* **AIM**: Return each line containing the string "this".

[Interface markup and scripts]
::::::
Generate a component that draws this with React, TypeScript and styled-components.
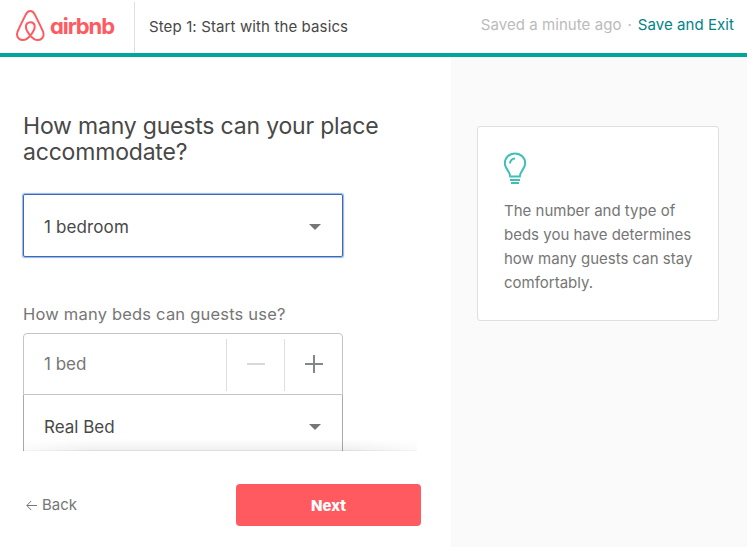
import React from 'react';
import styled, { createGlobalStyle } from 'styled-components';

const GlobalStyle = createGlobalStyle`
  *, *::before, *::after { box-sizing: border-box; }
  body {
    margin: 0;
    background: #fff;
    color: #484848;
    font-family: Inter, "Liberation Sans", sans-serif;
    overflow: hidden;
  }
  h1, p { margin: 0; font-weight: 400; }
  svg { display: block; flex: none; }
`;

const Page = styled.div`
  display: flex;
  flex-direction: column;
  width: 747px;
  height: 547px;
`;

const Header = styled.header`
  display: flex;
  height: 57px;
  border-bottom: 4px solid #00a699;
`;

const Brand = styled.a`
  display: flex;
  width: 134px;
  padding: 10px 0 0 16px;
  color: #ff5a5f;
`;

const Wordmark = styled.span`
  margin: 0 0 0 5px;
  font-size: 22px;
  line-height: 32px;
  font-weight: 700;
  letter-spacing: -1.1px;
  font-feature-settings: "cv11";
`;

const StepTitle = styled.div`
  margin-top: 2px;
  padding: 13px 0 0 14px;
  border-left: 1px solid #dce0e0;
  font-size: 15px;
  line-height: 24px;
  letter-spacing: 0.12px;
`;

const SaveStatus = styled.div`
  display: flex;
  gap: 6px;
  margin-left: auto;
  padding: 13px 13px 0 0;
  font-size: 15px;
  line-height: 24px;
  letter-spacing: 0.06px;
  color: #bbb;
`;

const SaveLink = styled.a`
  color: #008489;
`;

const Body = styled.div`
  display: flex;
  flex: 1;
  min-height: 0;
`;

const FormColumn = styled.main`
  display: flex;
  flex-direction: column;
  width: 451px;
`;

const Questions = styled.section`
  position: relative;
  height: 394px;
  padding: 56px 0 0 23px;
  overflow: hidden;
`;

const ScrollShade = styled.div`
  position: absolute;
  left: 23px;
  bottom: 0;
  width: 394px;
  height: 12px;
  border-bottom: 1px solid rgba(0, 0, 0, 0.13);
  background: linear-gradient(transparent, rgba(0, 0, 0, 0.06));
  mask-image: linear-gradient(90deg, rgba(0, 0, 0, 0.3), #000 18%, #000 82%, rgba(0, 0, 0, 0.3));
`;

const Title = styled.h1`
  font-size: 23px;
  line-height: 26px;
  letter-spacing: -0.19px;
`;

const Label = styled.p`
  margin-top: 45px;
  font-size: 16.5px;
  line-height: 24px;
  letter-spacing: 0.2px;
  color: #767676;
`;

const Select = styled.div<{ $focused?: boolean }>`
  display: flex;
  align-items: center;
  justify-content: space-between;
  width: 320px;
  height: ${p => (p.$focused ? 63 : 64)}px;
  margin-top: ${p => (p.$focused ? 29 : 0)}px;
  padding: ${p => (p.$focused ? '3px 21px 0 20px' : '1px 21px 0 20px')};
  border: 1px solid ${p => (p.$focused ? '#4168ae' : '#aaa')};
  border-top-width: ${p => (p.$focused ? 1 : 0)}px;
  border-radius: ${p => (p.$focused ? 2 : 0)}px;
  box-shadow: ${p => (p.$focused ? '0 0 1px 0.5px #8fb6f5' : 'none')};
  font-size: 17px;
  line-height: 24px;
  letter-spacing: ${p => (p.$focused ? 0.12 : 0)}px;
`;

const Stepper = styled.div`
  display: flex;
  width: 320px;
  height: 62px;
  margin-top: 7px;
  border: 1px solid #c4c4c4;
  border-radius: 4px 4px 0 0;
`;

const StepperValue = styled.div`
  flex: 1;
  padding-left: 20px;
  font-size: 17px;
  line-height: 60px;
  color: #767676;
`;

const StepperButton = styled.button`
  display: flex;
  align-items: center;
  justify-content: center;
  width: 58px;
  height: 52px;
  margin-top: 5px;
  padding: 0 0 2px;
  border: 0;
  border-left: 1px solid #dce0e0;
  background: none;
`;

const Footer = styled.footer`
  display: flex;
  justify-content: space-between;
  align-items: center;
  width: 421px;
  margin-top: 33px;
  padding-left: 26px;
`;

const BackLink = styled.a`
  display: flex;
  align-items: center;
  gap: 5px;
  font-size: 15px;
  line-height: 24px;
  color: #767676;
`;

const NextButton = styled.button`
  width: 185px;
  height: 42px;
  padding: 1px 0 0;
  border: 0;
  border-radius: 4px;
  background: #ff5a5f;
  color: #fff;
  font: 800 15px/24px Inter, sans-serif;
`;

const Aside = styled.aside`
  flex: 1;
  padding: 69px 0 0 26px;
  background: #fafafa;
`;

const TipCard = styled.div`
  width: 242px;
  height: 195px;
  padding: 25px 20px 0 26px;
  border: 1px solid #dce0e0;
  border-radius: 3px;
  background: #fff;
  color: #767676;
`;

const TipText = styled.p`
  margin-top: 14px;
  font-size: 15px;
  line-height: 24px;
  white-space: pre-line;
`;

const Belo = () => (
  <svg width="29" height="32" viewBox="0 0 29 32" fill="none" stroke="#ff5a5f" strokeWidth="2" strokeLinejoin="round">
    <path d="M14.3 25.6C11.4 22 9.9 19.2 9.9 16.7c0-2.7 1.8-4.5 4.4-4.5s4.4 1.8 4.4 4.5c0 2.500-1.500 5.300-4.400 8.900Zm0 0c-2.600 3-4.800 4.500-7.300 4.500-3.400 0-6-2.500-6-5.700 0-1.200.3-2.200 1-3.700C4 16.200 7 10 9.600 4.900 11 2.100 12.200 1 14.300 1s3.300 1.100 4.700 3.900c2.600 5.100 5.600 11.300 7.600 15.800.7 1.500 1 2.500 1 3.700 0 3.200-2.600 5.700-6 5.700-2.500 0-4.700-1.500-7.300-4.500Z" />
  </svg>
);

const Caret = () => (
  <svg width="12" height="6" viewBox="0 0 12 6" fill="#767676"><path d="M0 0h12L6 6Z" /></svg>
);

const Bulb = () => (
  <svg width="24" height="33" viewBox="0 0 24 33" fill="none" stroke="#3fbfb6" strokeWidth="2">
    <path d="M6.200 24.600C6.200 19 .8 17.200.8 11.200.8 5.600 5.400 1.400 11 1.400s10.200 4.200 10.200 9.800c0 6-5.400 7.800-5.400 13.400Z" />
    <path d="M6 11.500c0-2.900 2-4.900 5-4.900M6 28h10M7 31h8" />
  </svg>
);

export default function App() {
  return (
    <>
      <GlobalStyle />
      <Page>
        <Header>
          <Brand><Belo /><Wordmark>airbnb</Wordmark></Brand>
          <StepTitle>Step 1: Start with the basics</StepTitle>
          <SaveStatus>
            <span>Saved a minute ago</span><span>·</span><SaveLink>Save and Exit</SaveLink>
          </SaveStatus>
        </Header>
        <Body>
          <FormColumn>
            <Questions>
              <Title>How many guests can your place<br />accommodate?</Title>
              <Select $focused>1 bedroom<Caret /></Select>
              <Label>How many beds can guests use?</Label>
              <Stepper>
                <StepperValue>1 bed</StepperValue>
                <StepperButton aria-label="Remove bed">
                  <svg width="18" height="18" fill="#d8dada"><path d="M0 8h18v2H0z" /></svg>
                </StepperButton>
                <StepperButton aria-label="Add bed">
                  <svg width="18" height="18" fill="#82888a"><path d="M0 8h18v2H0zM8 0h2v18H8z" /></svg>
                </StepperButton>
              </Stepper>
              <Select>Real Bed<Caret /></Select>
              <ScrollShade />
            </Questions>
            <Footer>
              <BackLink>
                <svg width="11" height="10" fill="none" stroke="#767676"><path d="M11 5.500H1M5.200 1 .8 5.500 5.200 10" /></svg>
                Back
              </BackLink>
              <NextButton>Next</NextButton>
            </Footer>
          </FormColumn>
          <Aside>
            <TipCard>
              <Bulb />
              <TipText>{'The number and type of\nbeds you have determines\nhow many guests can stay\ncomfortably.'}</TipText>
            </TipCard>
          </Aside>
        </Body>
      </Page>
    </>
  );
}
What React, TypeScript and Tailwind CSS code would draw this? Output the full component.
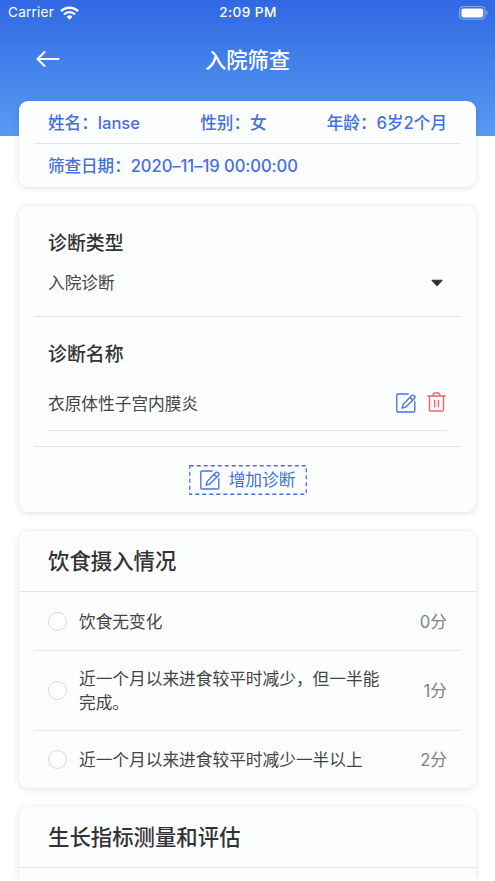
import { FC, ReactNode } from "react";

const Card: FC<{ className?: string; children?: ReactNode }> = ({ className = "", children }) => (
  <section className={`ml-[19px] w-[457px] shrink-0 rounded-[9px] bg-[#fcfdff] shadow-[0_1px_6px_rgba(40,50,90,0.15)] ${className}`}>
    {children}
  </section>
);

const EditIcon: FC = () => (
  <svg width="20" height="20" viewBox="0 0 20 20" fill="none" stroke="#4a72e3" strokeWidth="1.35" strokeLinecap="round" strokeLinejoin="round">
    <path d="M12.2 1H2A1.2 1.2 0 0 0 .8 2.2v15.6A1.2 1.2 0 0 0 2 19h15.6a1.2 1.2 0 0 0 1.2-1.2V8.4" />
    <path d="M6.2 15.2l.8-3.6 8.5-8.9a1.7 1.7 0 0 1 2.5-.1l.4.4a1.7 1.7 0 0 1 0 2.4l-8.8 8.8z" />
    <path d="M14 4.4l2.7 2.7" />
  </svg>
);

const TrashIcon: FC = () => (
  <svg width="19" height="20" viewBox="0 0 19 20" fill="none" stroke="#f0666a" strokeWidth="1.45" strokeLinecap="round" strokeLinejoin="round">
    <path d="M.9 3.9h17.2M6 3.7l.5-1.7A1.3 1.3 0 0 1 7.7 1h3.6a1.3 1.3 0 0 1 1.2 1l.5 1.7" />
    <path d="M2.5 4v13.7A1.3 1.3 0 0 0 3.8 19h11.4a1.3 1.3 0 0 0 1.3-1.3V4M7.7 8.4v6.4M11.4 8.4v6.4" />
  </svg>
);

const StatusBar: FC = () => (
  <div className="grid h-[26px] grid-cols-3 items-center pl-[8px] pr-[7px] text-[13.6px] leading-none">
    <div className="flex items-center gap-[6px]">
      <span className="tracking-[0.2px]">Carrier</span>
      <svg width="19" height="14" viewBox="0 0 18 13" fill="none" stroke="#fff" strokeWidth="2.2">
        <path d="M.9 4.8a11.6 11.6 0 0 1 16.2 0M3.8 7.8a7.4 7.4 0 0 1 10.4 0" />
        <path d="M9 12.8L6.2 10a4 4 0 0 1 5.6 0z" fill="#fff" stroke="none" />
      </svg>
    </div>
    <span className="text-center font-medium tracking-[0.4px]">2:09 PM</span>
    <svg className="justify-self-end" width="29" height="14" viewBox="0 0 29 14">
      <rect x=".6" y=".6" width="25.4" height="12.6" rx="3.4" fill="none" stroke="#fff" strokeOpacity=".45" />
      <rect x="2.4" y="2.4" width="21.8" height="9" rx="1.8" fill="#fff" />
      <path d="M27.3 4.8a2.4 2.4 0 0 1 0 4.2z" fill="#fff" fillOpacity=".5" />
    </svg>
  </div>
);

const App: FC = () => {
  const options = [
    { label: "饮食无变化", score: "0分", height: "h-[58px]" },
    { label: "近一个月以来进食较平时减少，但一半能完成。", score: "1分", height: "h-[79px]" },
    { label: "近一个月以来进食较平时减少一半以上", score: "2分", height: "h-[57px]" },
  ];

  return (
    <div className="flex h-[879px] w-[495px] flex-col overflow-hidden bg-white font-[Inter,'Noto_Sans_CJK_SC',sans-serif] text-[16.7px] leading-6 text-[#444]">
      <header className="h-[136px] shrink-0 bg-linear-to-b from-[#3268e4] to-[#589bf1] text-white">
        <StatusBar />
        <div className="grid h-[66px] grid-cols-[1fr_auto_1fr] items-center px-[36px]">
          <svg width="24" height="18" viewBox="0 0 24 18" fill="none" stroke="#fff" strokeWidth="1.9" strokeLinecap="round" strokeLinejoin="round">
            <path d="M22.6 9H1.6M8.6 2L1.4 9l7.2 7" />
          </svg>
          <h1 className="pt-[2px] text-[21.3px] font-medium">入院筛查</h1>
        </div>
      </header>

      <Card className="-mt-[35px] h-[86px] px-[15px] text-[16.6px] font-medium text-[#476fdd]">
        <div className="flex h-[43px] items-center justify-between border-b border-[#e3e5ea] px-[14px] pt-px">
          <span>姓名：lanse</span>
          <span>性别：女</span>
          <span>年龄：6岁2个月</span>
        </div>
        <div className="flex h-[43px] items-center px-[14px] tracking-[-0.06px]">筛查日期：2020–11–19 00:00:00</div>
      </Card>

      <Card className="mt-[19px] h-[306px] px-[15px]">
        <div className="h-[111px] border-b border-[#e1e3e7] px-[14px] pt-[26px]">
          <h2 className="text-[18.9px] font-medium text-[#333]">诊断类型</h2>
          <div className="mt-[15px] flex items-center justify-between">
            <span>入院诊断</span>
            <svg className="mr-[4px]" width="12" height="8" viewBox="0 0 11 7" fill="#2e3032" stroke="#2e3032" strokeLinejoin="round">
              <path d="M1 1h9L5.5 6z" />
            </svg>
          </div>
        </div>
        <div className="h-[130px] border-b border-[#e1e3e7] px-[14px] pt-[26px]">
          <h2 className="text-[18.9px] font-medium text-[#333]">诊断名称</h2>
          <div className="mt-[10px] flex h-[54px] items-center border-b border-[#e1e3e7]">
            <span className="flex-1">衣原体性子宫内膜炎</span>
            <span className="mb-px"><EditIcon /></span>
            <span className="mb-[3px] ml-[11px] mr-px"><TrashIcon /></span>
          </div>
        </div>
        <button className="relative mx-auto mt-[18px] flex h-[30px] w-[118px] items-center justify-center gap-[9px] text-[#476fdd]">
          <svg className="absolute inset-0" width="118" height="30" fill="none" stroke="#4a6fe3" strokeWidth="1.3" strokeDasharray="4 3">
            <rect x=".75" y=".75" width="116.5" height="28.5" />
          </svg>
          <EditIcon />
          <span>增加诊断</span>
        </button>
      </Card>

      <Card className="mt-[19px] h-[257px]">
        <h2 className="flex h-[61px] items-center border-b border-[#e3e6ea] px-[29px] text-[21.4px] font-medium text-[#333]">饮食摄入情况</h2>
        <div className="divide-y divide-[#e6e8eb] px-[15px]">
          {options.map(({ label, score, height }) => (
            <label key={score} className={`box-content flex items-center px-[14px] ${height}`}>
              <span className="size-[19px] shrink-0 rounded-full border-[1.5px] border-[#d9dbe1] bg-white" />
              <span className="ml-3 w-[304px] pt-px">{label}</span>
              <span className="ml-auto pt-px text-[#808285]">{score}</span>
            </label>
          ))}
        </div>
      </Card>

      <Card className="mt-[19px] h-[257px]">
        <h2 className="flex h-[61px] items-center border-b border-[#e3e6ea] px-[29px] text-[21.4px] font-medium text-[#333]">生长指标测量和评估</h2>
      </Card>
    </div>
  );
};

export default App;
::::::
* **THE ANSWER**:
Generate a component that draws this with React, TypeScript and styled-components.
What React, TypeScript and Tailwind CSS code would draw this? Output the full component.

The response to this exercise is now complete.